I’m not saying that my discovery of biodegradable bags in the grocery aisle gave me the sudden freedom of consciousness to think that I am single-handedly avoiding all environmental scrutiny just by choosing them. That’s a whole other can of worms about which I am no expert.  But, at a moment in my life when I am thinking a lot about my impact, it put a smile on my face to know that the people of San Jose del Cabo need not stand in an aisle for hours on end weighing out their options. Or play part of that excruciating internal dialogue: save a few pesos or save the environment?

It got me thinking about grocery aisles back home in the States.  If I wanted to find biodegradable or organic products, I would have to go another department, or quite possibly, a different store completely.  This automatically creates a divide, forcing the consumer to unwillingly make a statement about what they are willing to spend to help the environment.

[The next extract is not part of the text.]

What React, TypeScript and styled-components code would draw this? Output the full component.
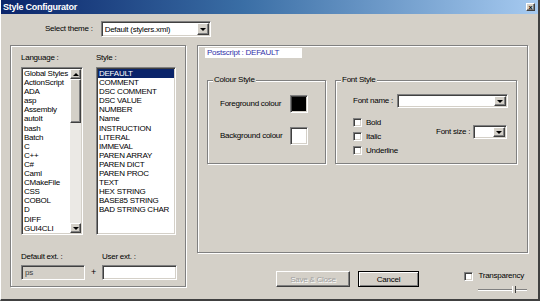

But here, the cost effective choice is the environmental choice! Good to see, but I acknowledge these are early steps.

Walking down the beaches here, my bag fills up with litter in a matter of moments, just as it does when I’m combing the beaches back at home.  Obvious behaviors in our global society need to change.  For example, properly dispose of your plastic bottle rather than just toss it on the ground.  This means developing a respect for the material, and not leaving it to simply be taken “away.”  The “away” where it will find itself is getting larger and larger, and found throughout the oceans.

These behavior changes will come. They have to.  But until they do, I will allow myself to get excited over aisles filled with only biodegradable choices.  The decision of saving money verses saving the environment diminishes, and I like that.

Walking home later that evening, I stop by a small market near my apartment to pick up a few limes.  I hand the man my money and recite the new phrase I’ve learned, “no bulsa para mi, por favor.”  He looks up and smiles, saying in broken English, “Good.  The plastic bags hang on our cactus then go to sea.

“Right you are senor,” I tell him.  “Right you are.”